Given a list of sound changes, extract the list of multigraphs defined in the first GraphemeList of the SoundChanges.

withFirstCategoriesDecl :: ([String] -> t) -> SoundChanges c GraphemeList -> t Source #

CPS'd form of findFirstCategoriesDecl. Nice for doing things like withFirstCategoriesDecl tokeniseWords changes words (to tokenise using the graphemes from the first categories declaration) and so on.

Lower-level functions

wordParser :: [Char] -> [String] -> ParsecT Void String Identity PWord Source #

Megaparsec parser for PWords — see tokeniseWord documentation for details on the parsing strategy. For most usecases tokeniseWord should suffice; wordParser itself is only really useful in unusual situations (e.g. as part of a larger parser).

The first parameter gives a list of characters aside from whitespace which should be excluded from words, i.e. the parser will stop if any of them are found.
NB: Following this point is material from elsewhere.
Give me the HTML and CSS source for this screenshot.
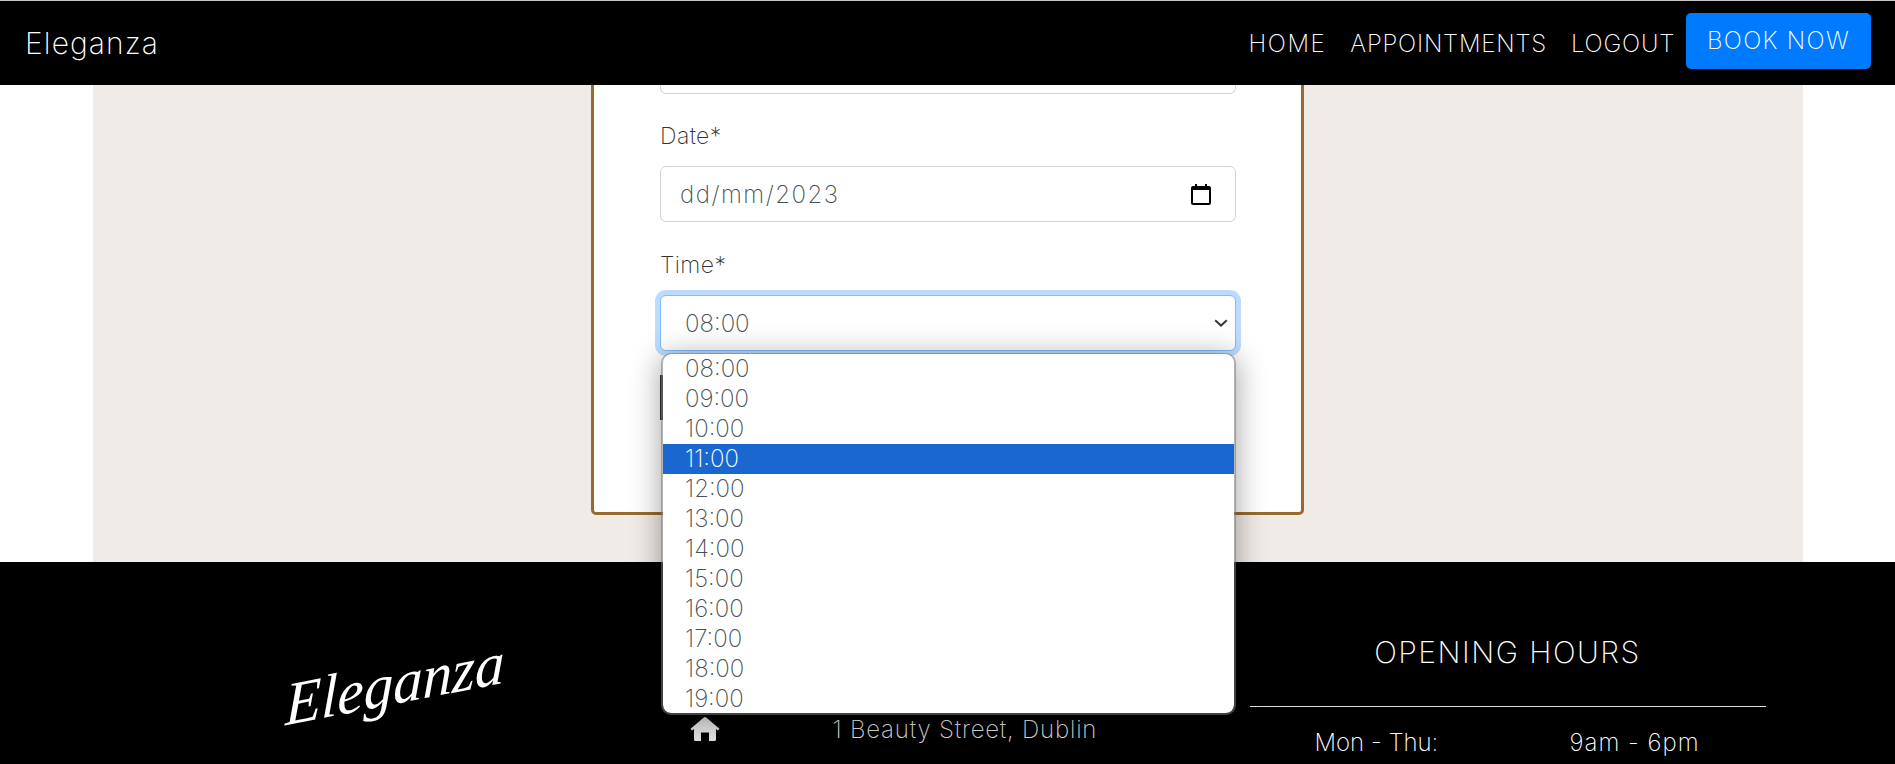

The second gives a list of multigraphs which might be expected, as with tokeniseWord.

Note: the second parameter must be already be sorted by descending length; otherwise multigraphs will not be parsed correctly (i.e. greedily).

componentsParser Source #

Arguments

:: ParsecT Void String Identity a

Parser for individual words (e.g. wordParser)

-> ParsecT Void String Identity [Component a] 

Megaparsec parser for Components. Similarly to wordParser, usually it’s easier to use tokeniseWords instead.

sortByDescendingLength :: [[a]] -> [[a]] Source #

Sort a list of lists by the length of the inner lists, in descending order.